Greg Wilgosh, teacher at Marlborough School, Bexley: “It’s been great. The kids have got involved and had a go at everything. We’ve loved it. Working at a special school is about trying to get everyone involved. Some of these children aren’t proficient swimmers but here they can still take part and do their bit. This is the sixth Panathlon event we’ve been to this year, including five-a-side and multi-sport, and they’re all fantastic. They were all very impressed when they walked into the venue today and so was I.”
Danny Board, aged 17, pupil at Marlborough School: “It’s been good. I’ve been swimming and using my skills. I like swimming underwater and collecting things, and I like taking part with all my friends. It’s enjoyable.”
Anna Kwasniak, teacher at Swiss Cottage School, Camden: “It’s a great opportunity for our children to take part in any competition, especially in this beautiful venue. Panathlon is very important to us at Swiss Cottage School.
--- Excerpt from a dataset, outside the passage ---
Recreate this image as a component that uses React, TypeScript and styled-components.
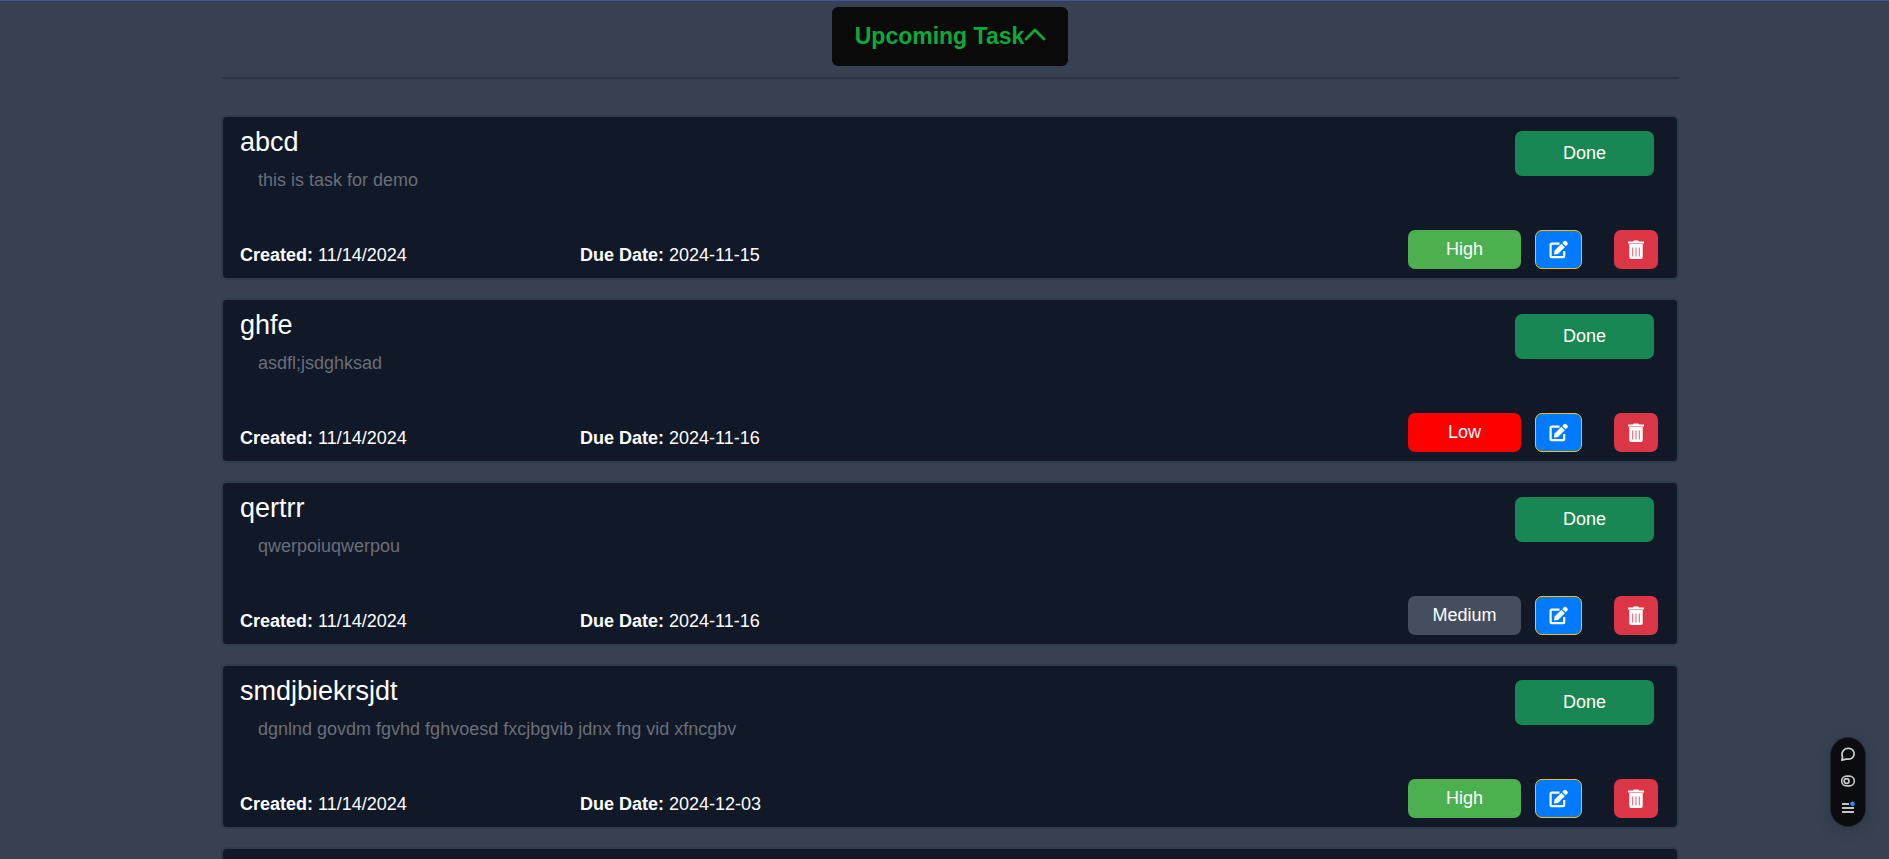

“They feel like stars when they are taking part and the school is really proud of them. It gives them a lot of confidence and they start to believe in themselves. I think it’s a great experience for them.”
Aseal Biomy (right), aged 13, pupil at Swiss Cottage: “It’s excellent. I feel good. I like taking part in sport and I like Panathlon. I’ve won lots of medals.”
Steve Harrison, 17-year-old Panathlon young leader from Great Baddow School in Chelmsford: “It’s pretty surreal. Tom Daley was training in this pool just beforehand and then we get in. It’s incredible. I’ve really enjoyed it. It’s harder to communicate in a pool, so you have to focus more on helping and encouraging the kids rather than coaching them. When they finish they are all pretty happy with themselves, and to do it all in a venue like this is pretty incredible.”